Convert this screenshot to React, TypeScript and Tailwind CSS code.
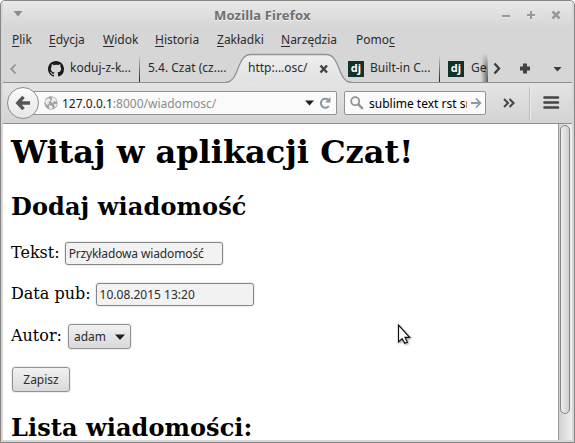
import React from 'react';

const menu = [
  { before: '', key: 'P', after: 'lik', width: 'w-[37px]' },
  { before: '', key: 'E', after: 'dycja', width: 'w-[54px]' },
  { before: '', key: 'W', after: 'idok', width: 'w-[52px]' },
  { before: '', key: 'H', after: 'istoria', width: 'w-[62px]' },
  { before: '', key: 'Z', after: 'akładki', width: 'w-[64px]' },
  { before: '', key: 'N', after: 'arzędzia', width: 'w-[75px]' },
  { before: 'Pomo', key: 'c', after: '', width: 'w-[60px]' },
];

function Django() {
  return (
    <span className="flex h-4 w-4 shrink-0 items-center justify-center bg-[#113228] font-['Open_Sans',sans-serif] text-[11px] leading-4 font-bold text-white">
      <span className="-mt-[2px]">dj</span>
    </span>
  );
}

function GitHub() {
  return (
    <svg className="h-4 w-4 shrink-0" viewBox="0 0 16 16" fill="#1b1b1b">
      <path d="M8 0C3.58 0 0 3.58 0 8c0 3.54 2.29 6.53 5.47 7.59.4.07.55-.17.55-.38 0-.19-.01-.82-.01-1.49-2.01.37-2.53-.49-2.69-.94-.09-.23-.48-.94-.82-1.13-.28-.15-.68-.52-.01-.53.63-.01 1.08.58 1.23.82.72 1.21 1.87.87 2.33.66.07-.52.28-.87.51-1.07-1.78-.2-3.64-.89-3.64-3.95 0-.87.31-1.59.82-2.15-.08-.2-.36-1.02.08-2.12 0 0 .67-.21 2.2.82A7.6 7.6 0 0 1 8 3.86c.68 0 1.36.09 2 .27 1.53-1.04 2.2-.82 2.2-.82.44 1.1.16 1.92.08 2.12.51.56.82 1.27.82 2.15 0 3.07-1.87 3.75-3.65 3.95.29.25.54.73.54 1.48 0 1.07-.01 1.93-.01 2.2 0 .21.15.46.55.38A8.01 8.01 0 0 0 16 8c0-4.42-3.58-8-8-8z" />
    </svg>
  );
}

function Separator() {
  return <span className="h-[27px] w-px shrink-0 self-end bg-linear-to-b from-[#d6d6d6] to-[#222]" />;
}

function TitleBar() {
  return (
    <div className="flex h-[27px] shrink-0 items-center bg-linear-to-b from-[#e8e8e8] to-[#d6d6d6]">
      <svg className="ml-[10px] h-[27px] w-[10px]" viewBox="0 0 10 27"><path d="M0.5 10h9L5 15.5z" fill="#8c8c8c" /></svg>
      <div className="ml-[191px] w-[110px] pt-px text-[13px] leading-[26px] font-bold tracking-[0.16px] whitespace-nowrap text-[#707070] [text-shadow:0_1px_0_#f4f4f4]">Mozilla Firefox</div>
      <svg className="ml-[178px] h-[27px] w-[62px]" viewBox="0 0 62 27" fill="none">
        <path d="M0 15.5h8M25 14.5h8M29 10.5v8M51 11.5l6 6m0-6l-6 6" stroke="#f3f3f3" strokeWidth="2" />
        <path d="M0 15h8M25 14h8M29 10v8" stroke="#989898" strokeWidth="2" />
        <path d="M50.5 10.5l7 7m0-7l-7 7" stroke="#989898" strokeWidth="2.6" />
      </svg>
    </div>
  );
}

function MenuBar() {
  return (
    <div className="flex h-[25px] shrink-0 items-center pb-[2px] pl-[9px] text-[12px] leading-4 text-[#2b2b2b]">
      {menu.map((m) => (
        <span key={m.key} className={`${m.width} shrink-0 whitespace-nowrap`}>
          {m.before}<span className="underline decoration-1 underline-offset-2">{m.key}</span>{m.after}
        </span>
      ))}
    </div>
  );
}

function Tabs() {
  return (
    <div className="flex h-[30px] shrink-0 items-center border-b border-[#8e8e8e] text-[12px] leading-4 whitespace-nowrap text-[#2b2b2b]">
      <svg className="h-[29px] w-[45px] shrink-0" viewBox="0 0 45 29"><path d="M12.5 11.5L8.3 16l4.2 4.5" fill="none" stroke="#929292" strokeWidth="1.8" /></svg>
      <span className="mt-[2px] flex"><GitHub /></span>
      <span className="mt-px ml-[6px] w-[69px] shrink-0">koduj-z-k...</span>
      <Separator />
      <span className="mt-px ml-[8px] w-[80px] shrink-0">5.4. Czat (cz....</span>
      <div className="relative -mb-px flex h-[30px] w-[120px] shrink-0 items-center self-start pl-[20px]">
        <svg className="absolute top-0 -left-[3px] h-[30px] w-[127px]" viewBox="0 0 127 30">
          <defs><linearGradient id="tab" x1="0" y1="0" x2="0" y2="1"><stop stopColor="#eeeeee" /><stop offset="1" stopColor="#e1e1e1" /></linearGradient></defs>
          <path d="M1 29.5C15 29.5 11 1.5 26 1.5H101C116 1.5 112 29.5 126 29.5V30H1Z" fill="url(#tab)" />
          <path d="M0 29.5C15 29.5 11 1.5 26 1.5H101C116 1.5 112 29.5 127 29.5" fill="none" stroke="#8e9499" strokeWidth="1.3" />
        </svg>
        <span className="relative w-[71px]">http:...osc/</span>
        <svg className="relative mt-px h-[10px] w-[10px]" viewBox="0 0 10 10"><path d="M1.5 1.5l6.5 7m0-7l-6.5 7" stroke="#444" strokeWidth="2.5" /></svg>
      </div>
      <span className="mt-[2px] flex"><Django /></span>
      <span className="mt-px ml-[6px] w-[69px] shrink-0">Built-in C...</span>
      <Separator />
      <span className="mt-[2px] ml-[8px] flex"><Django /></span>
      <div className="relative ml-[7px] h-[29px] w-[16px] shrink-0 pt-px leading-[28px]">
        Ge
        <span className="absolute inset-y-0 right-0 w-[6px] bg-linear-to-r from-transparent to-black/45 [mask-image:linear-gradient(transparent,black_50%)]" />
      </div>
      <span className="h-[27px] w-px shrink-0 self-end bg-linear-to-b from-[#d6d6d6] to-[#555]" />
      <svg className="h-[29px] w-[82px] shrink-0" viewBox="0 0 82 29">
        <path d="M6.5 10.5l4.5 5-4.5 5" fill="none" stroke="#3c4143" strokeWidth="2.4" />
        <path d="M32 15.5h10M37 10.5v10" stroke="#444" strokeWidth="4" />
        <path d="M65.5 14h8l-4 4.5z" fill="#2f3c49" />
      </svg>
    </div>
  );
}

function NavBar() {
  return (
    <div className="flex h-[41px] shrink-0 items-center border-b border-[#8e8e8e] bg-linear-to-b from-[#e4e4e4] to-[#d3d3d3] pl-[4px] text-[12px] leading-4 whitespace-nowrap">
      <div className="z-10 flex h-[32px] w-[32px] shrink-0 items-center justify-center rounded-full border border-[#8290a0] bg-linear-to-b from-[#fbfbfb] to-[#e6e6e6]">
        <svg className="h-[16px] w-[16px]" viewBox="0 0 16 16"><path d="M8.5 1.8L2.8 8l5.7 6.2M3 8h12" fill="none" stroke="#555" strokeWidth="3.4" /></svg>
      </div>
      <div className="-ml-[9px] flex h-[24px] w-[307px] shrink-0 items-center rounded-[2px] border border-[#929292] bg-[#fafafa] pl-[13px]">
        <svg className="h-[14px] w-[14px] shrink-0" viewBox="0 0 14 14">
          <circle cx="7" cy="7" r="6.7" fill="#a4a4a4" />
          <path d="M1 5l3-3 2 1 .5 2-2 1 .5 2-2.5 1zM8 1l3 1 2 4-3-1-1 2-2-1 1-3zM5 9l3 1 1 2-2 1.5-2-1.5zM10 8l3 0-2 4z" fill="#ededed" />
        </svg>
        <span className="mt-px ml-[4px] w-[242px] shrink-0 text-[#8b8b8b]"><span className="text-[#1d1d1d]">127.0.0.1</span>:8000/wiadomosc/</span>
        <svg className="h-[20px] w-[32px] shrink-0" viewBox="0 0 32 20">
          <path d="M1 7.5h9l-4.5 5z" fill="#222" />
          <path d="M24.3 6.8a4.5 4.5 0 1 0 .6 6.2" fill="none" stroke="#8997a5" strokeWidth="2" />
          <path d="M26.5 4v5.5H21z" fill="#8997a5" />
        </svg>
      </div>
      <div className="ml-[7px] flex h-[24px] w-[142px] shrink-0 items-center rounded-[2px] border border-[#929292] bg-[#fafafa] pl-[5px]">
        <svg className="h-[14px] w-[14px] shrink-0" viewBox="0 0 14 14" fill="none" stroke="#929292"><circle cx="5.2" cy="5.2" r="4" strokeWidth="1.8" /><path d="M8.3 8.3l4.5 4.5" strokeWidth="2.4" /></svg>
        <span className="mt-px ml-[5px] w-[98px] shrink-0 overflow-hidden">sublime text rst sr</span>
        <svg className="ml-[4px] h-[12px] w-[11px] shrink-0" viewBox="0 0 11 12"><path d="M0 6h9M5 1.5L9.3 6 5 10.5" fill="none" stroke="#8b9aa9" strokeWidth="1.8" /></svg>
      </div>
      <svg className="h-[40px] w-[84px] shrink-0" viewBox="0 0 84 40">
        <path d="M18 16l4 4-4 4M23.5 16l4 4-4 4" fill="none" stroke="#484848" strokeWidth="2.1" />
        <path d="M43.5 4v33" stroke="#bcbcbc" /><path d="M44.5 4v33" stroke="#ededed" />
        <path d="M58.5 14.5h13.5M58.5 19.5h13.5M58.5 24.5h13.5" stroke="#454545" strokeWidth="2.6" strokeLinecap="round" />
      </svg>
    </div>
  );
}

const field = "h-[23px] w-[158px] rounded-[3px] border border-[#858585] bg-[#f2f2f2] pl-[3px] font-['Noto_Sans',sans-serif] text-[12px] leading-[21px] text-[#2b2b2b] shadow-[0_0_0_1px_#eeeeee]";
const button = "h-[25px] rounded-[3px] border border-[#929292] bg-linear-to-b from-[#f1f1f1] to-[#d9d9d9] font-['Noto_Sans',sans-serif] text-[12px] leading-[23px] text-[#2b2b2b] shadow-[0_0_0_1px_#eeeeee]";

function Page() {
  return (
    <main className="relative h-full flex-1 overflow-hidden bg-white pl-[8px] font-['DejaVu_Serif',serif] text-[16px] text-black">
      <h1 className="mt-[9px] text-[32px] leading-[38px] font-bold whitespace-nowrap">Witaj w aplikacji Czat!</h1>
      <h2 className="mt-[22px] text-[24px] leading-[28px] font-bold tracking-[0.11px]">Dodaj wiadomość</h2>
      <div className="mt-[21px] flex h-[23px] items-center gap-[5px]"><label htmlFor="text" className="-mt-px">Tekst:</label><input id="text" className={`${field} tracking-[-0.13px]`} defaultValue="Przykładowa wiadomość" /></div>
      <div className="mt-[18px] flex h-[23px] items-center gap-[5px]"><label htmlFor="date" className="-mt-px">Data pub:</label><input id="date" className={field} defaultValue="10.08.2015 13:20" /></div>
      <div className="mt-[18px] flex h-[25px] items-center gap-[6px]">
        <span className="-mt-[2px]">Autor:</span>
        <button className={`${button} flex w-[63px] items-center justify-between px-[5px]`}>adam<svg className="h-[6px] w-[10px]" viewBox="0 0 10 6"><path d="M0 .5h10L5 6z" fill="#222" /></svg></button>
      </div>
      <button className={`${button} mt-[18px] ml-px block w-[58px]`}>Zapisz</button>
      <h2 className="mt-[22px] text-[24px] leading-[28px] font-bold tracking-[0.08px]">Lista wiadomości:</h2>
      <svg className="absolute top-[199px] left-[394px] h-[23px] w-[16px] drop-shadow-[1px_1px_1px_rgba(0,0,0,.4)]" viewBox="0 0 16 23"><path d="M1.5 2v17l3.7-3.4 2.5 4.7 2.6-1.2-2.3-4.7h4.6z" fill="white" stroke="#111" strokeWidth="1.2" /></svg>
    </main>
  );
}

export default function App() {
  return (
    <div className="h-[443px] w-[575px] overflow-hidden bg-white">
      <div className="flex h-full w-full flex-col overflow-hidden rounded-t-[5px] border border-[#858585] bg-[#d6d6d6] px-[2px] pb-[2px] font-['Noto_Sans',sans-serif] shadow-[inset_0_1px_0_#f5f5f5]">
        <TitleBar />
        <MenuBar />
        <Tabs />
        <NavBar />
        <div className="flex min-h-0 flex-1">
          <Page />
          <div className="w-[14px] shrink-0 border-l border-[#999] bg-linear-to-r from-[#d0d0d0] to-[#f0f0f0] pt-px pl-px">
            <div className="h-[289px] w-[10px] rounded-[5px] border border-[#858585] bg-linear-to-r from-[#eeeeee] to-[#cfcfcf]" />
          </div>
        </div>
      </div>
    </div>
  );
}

◇ ◇ ◇ ◇ ◇ ◇ ◇

Give again, exactly, the lines from the start of the data through the one holding "import React from 'react';"; omit the pictures.

:: RESULT ::
Convert this screenshot to React, TypeScript and Tailwind CSS code.
import React from 'react';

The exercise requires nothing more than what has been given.